Infographic for Methagene

Large-scale methane measurements on individual ruminants for genetic evaluations

METHAGENE has come to an end! It has been a great journey of 4 years, where multiple disciplines have worked together to come to a way for a large-scale recording of methane emissions of individual ruminants for genetic evaluations. When the idea of METHAGENE was born in 2012, many researchers of different disciplines were targeting to reduce the environmental footprint of animal-derived food using methane mitigation strategies. These strategies included nutrition, microbiological understanding, and improving the animal. Achieving this was very urgent, and there was a need to learn from each other and to create synergies and concensus. Now that METHAGENE has finished, we are proud that we have gained a lot of new insights and that together we moved further than everyone could have moved alone, and the main outcomes are shown in this infographic.

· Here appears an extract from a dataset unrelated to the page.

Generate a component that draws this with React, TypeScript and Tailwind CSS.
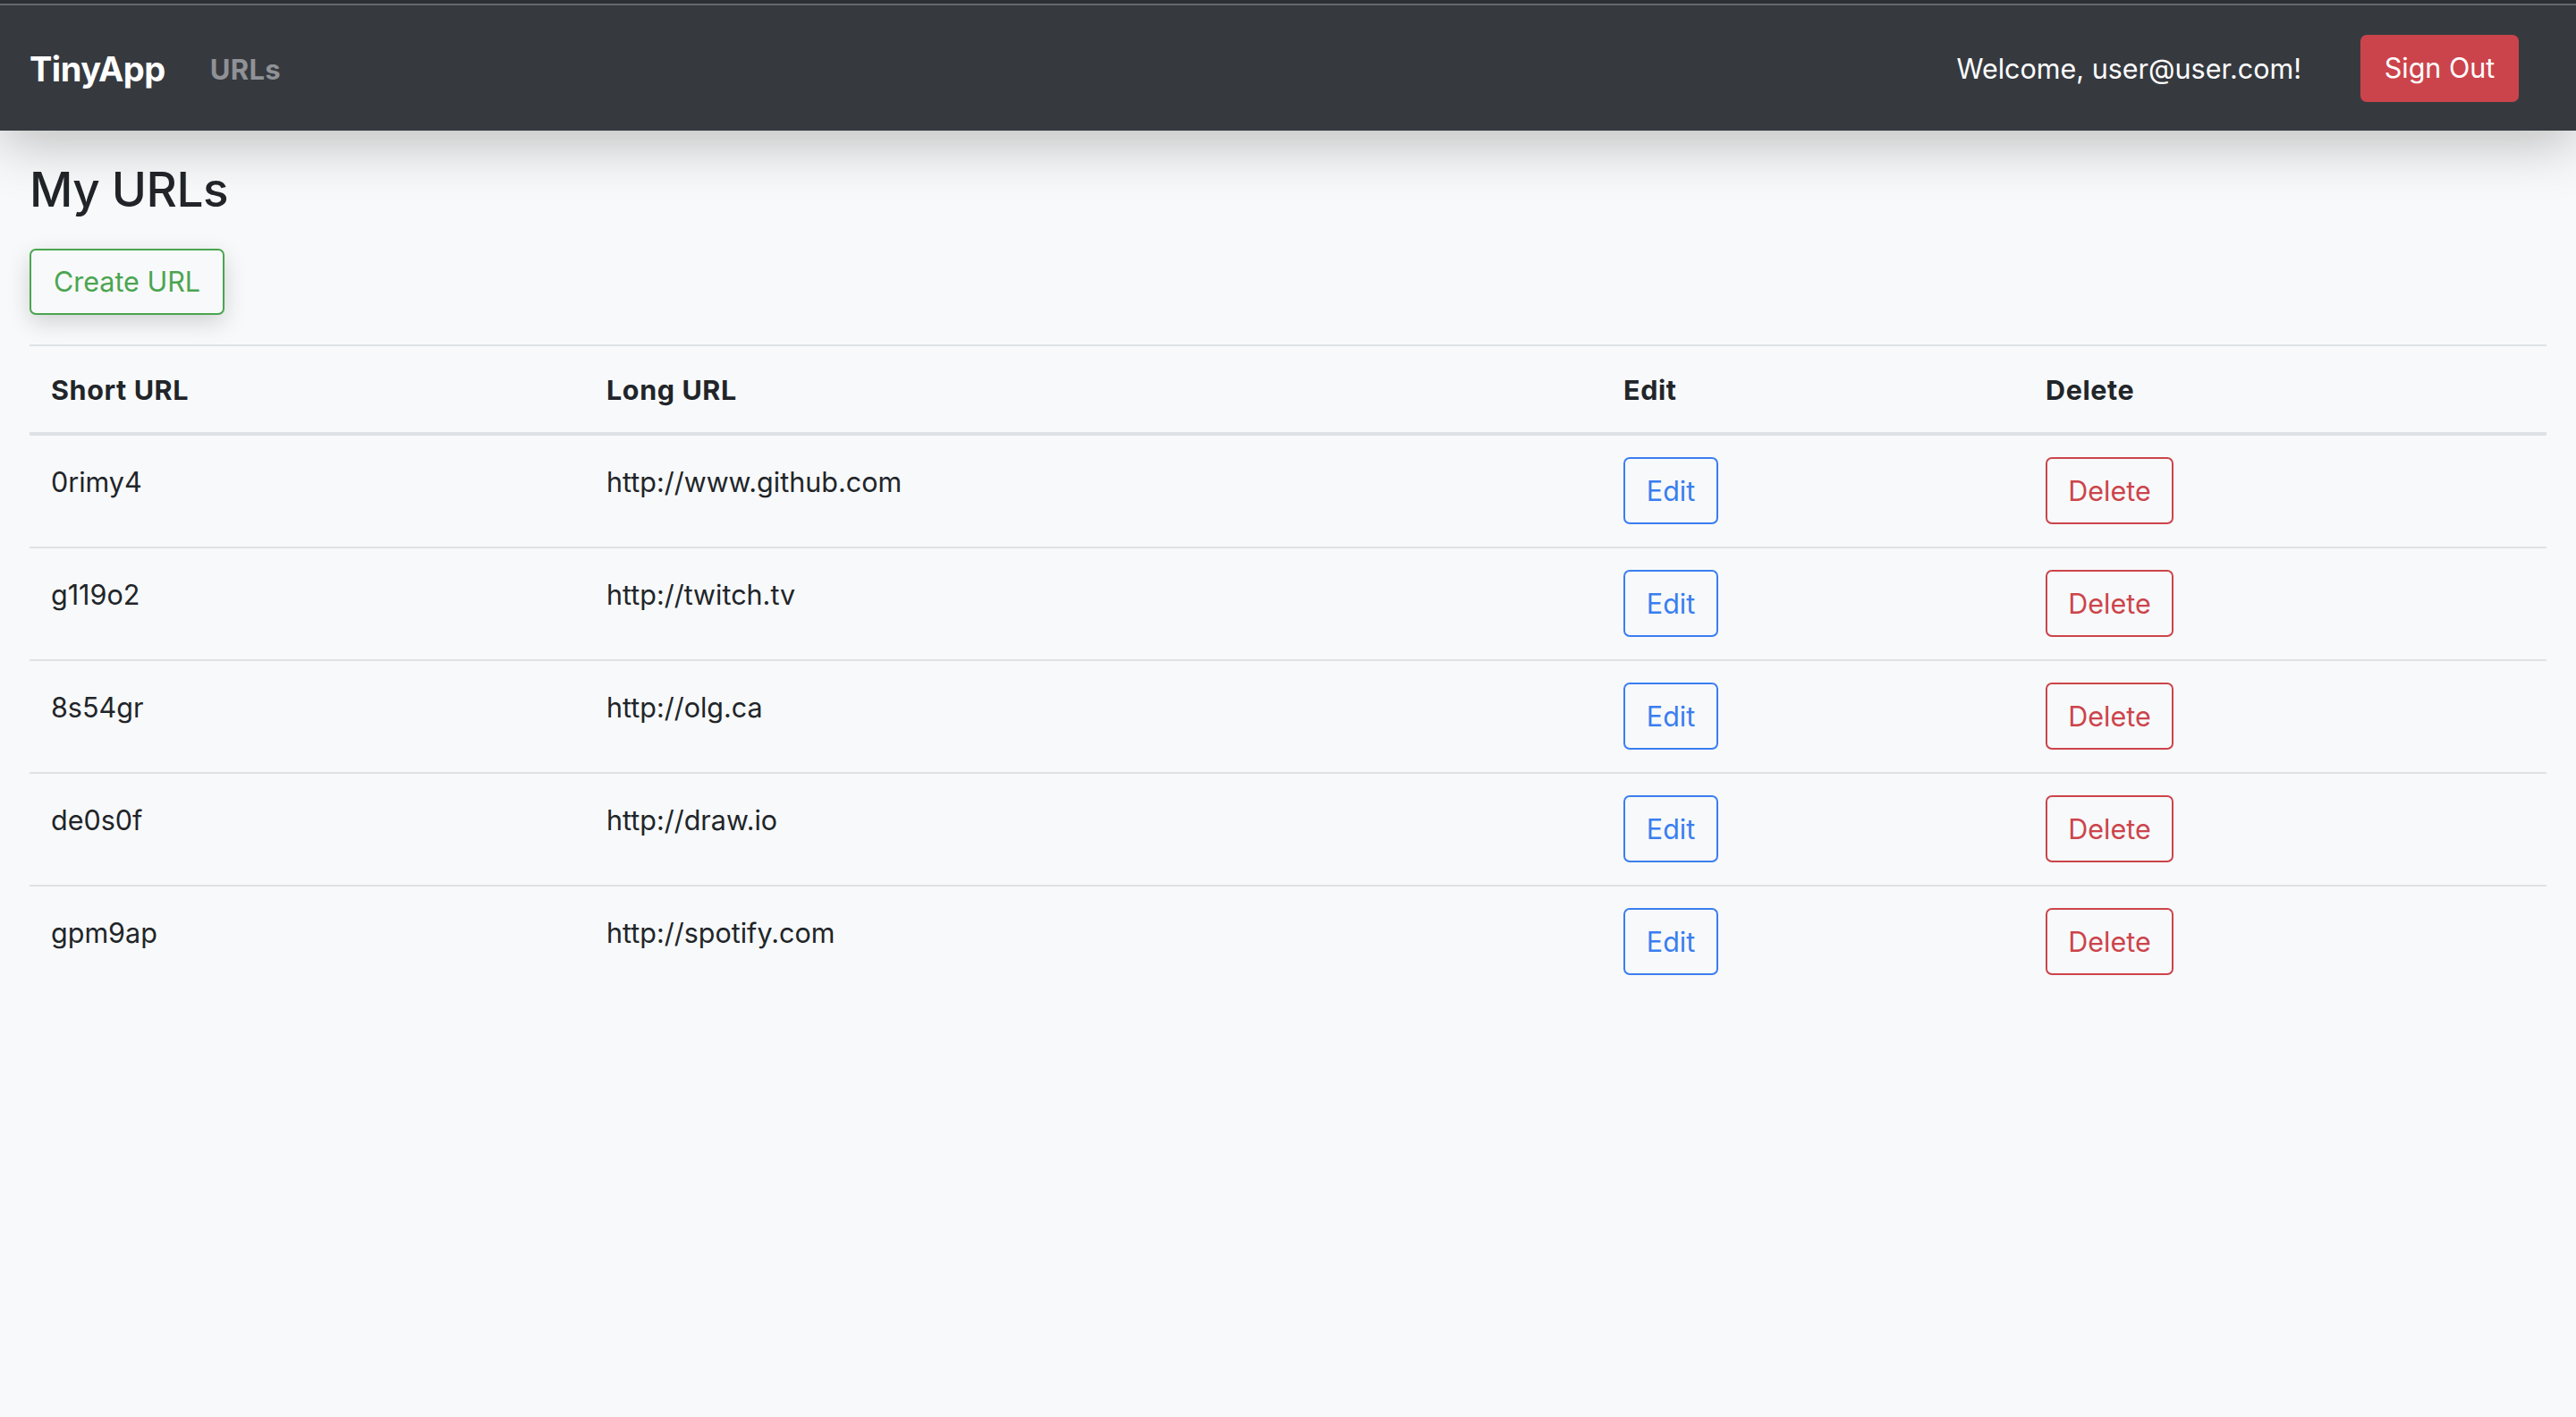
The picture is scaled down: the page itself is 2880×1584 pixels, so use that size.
import React from "react"

type UrlRow = { short: string; long: string }

const urls: UrlRow[] = [
  { short: "0rimy4", long: "http://www.github.com" },
  { short: "g119o2", long: "http://twitch.tv" },
  { short: "8s54gr", long: "http://olg.ca" },
  { short: "de0s0f", long: "http://draw.io" },
  { short: "gpm9ap", long: "http://spotify.com" },
]

function Navbar() {
  return (
    <div className="relative z-10 shadow-[0_12px_64px_rgba(0,0,0,0.26)]">
      <div className="h-[4px] bg-[#2c2f33]" />
      <div className="h-[2px] bg-[#65686c]" />
      <nav className="h-[140px] bg-[#363a3f] flex items-center pl-[33px] pr-[64px]">
        <a className="text-white font-bold text-[38px] tracking-[-0.5px] leading-none pt-[2px]">TinyApp</a>
        <a className="ml-[50px] text-[#8f9296] font-bold text-[31px] tracking-[0.3px] leading-none pt-[2px]">URLs</a>
        <div className="ml-auto flex items-center gap-[66px]">
          <span className="text-white text-[30.5px] leading-none pt-[2px]">Welcome, user@user.com!</span>
          <button className="w-[177px] h-[75px] rounded-[7px] bg-[#cc444b] text-white text-[30.5px] flex items-center justify-center">
            Sign Out
          </button>
        </div>
      </nav>
    </div>
  )
}

export default function App() {
  return (
    <div className="min-h-screen bg-[#f8f9fa] text-[#212529] font-['Inter',_'Liberation_Sans',_sans-serif]">
      <Navbar />

      <main className="px-[33px]">
        {/* heading + create */}
        <h2 className="mt-[33px] text-[53px] leading-[66px] font-medium tracking-[-0.5px]">My URLs</h2>
        <button className="mt-[33px] w-[218px] h-[74px] rounded-[7px] border-2 border-[#4aa550] text-[#4aa550] text-[30.5px] flex items-center justify-center bg-[#f8f9fa] shadow-[0_8px_26px_rgba(0,0,0,0.16)]">
          Create URL
        </button>

        <table className="mt-[33px] w-full table-fixed border-collapse text-[30.5px] leading-[44px]">
          <colgroup>
            <col className="w-[621px]" />
            <col className="w-[1137px]" />
            <col className="w-[472px]" />
            <col />
          </colgroup>
          <thead>
            <tr className="border-t-2 border-b-4 border-[#dee2e6]">
              <th className="text-left font-bold tracking-[0.6px] px-[24px] pt-[27px] pb-[25px]">Short URL</th>
              <th className="text-left font-bold tracking-[0.6px] px-[24px] pt-[27px] pb-[25px]">Long URL</th>
              <th className="text-left font-bold tracking-[0.6px] px-[24px] pt-[27px] pb-[25px]">Edit</th>
              <th className="text-left font-bold tracking-[0.6px] px-[24px] pt-[27px] pb-[25px]">Delete</th>
            </tr>
          </thead>
          <tbody>
            {urls.map((u, i) => (
              <tr key={u.short} className={i < urls.length - 1 ? "border-b-2 border-[#dee2e6]" : ""}>
                <td className="align-top px-[24px] pt-[30px]">{u.short}</td>
                <td className="align-top px-[24px] pt-[30px]">{u.long}</td>
                <td className="align-top px-[24px] pt-[24px] pb-[25px]">
                  <button className="w-[106px] h-[75px] rounded-[7px] border-2 border-[#3a7ef0] text-[#3a7ef0] flex items-center justify-center">
                    Edit
                  </button>
                </td>
                <td className="align-top px-[24px] pt-[24px] pb-[25px]">
                  <button className="w-[143px] h-[75px] rounded-[7px] border-2 border-[#cc444b] text-[#cc444b] flex items-center justify-center">
                    Delete
                  </button>
                </td>
              </tr>
            ))}
          </tbody>
        </table>
      </main>
    </div>
  )
}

The open discussions involving several disciplines ensured that all aspects were taken into account when defining the methane-determining factors. These factors are important to incorporate when setting up an experiment to record the enteric methane of ruminants. In short, an animal nutritionist should take the variations between animals into account, and the geneticist, contrarily, should take the effects of the different diets into account. The methane-determining factors were the basis for the search for the best proxy for methane. A group of experts met twice, once in warm Catania (+25C) and once in cold Finland (-25C). This group has published an invited review on the several proxies, e.g., related to feed intake, rumen population and milk composition. The expert meetings built trust to share data for a joint analysis on the added value of one proxy above the other one. That is the big advantage of a COST Action, that people get to meet each other and enlarge their network. Especially in an area like this, where data recording is scarce, the only way to move forward is to collaborate and collate data, but that is not easy to arrange when people don't know each other. Several groups have recorded data, but all use different protocols and/or techniques to record the enteric methane of ruminants. Within METHAGENE we have reviewed the techniques and compared them. That results in a unique meta-analysis that will help researchers and breeding companies in the future to collate a large enough dataset for accurate estimates of genetic parameters. These genetic parameters are necessary for incorporating a reduction of the enteric methane in national breeding programmes. Within METHAGENE we have shown the effect of several current breeding programmes on the enteric methane emission, and we have shown what's needed to counteract that effect. However, as long as there is no incentive (e.g., a carbon tax), an environment-friendly breeding programme will not be in place. However, METHAGENE has ensured that the building blocks are ready for use, when there is a need. Bringing the disciplines, experiences and expertise together was essential for this, and METHAGENE has been very successful in that.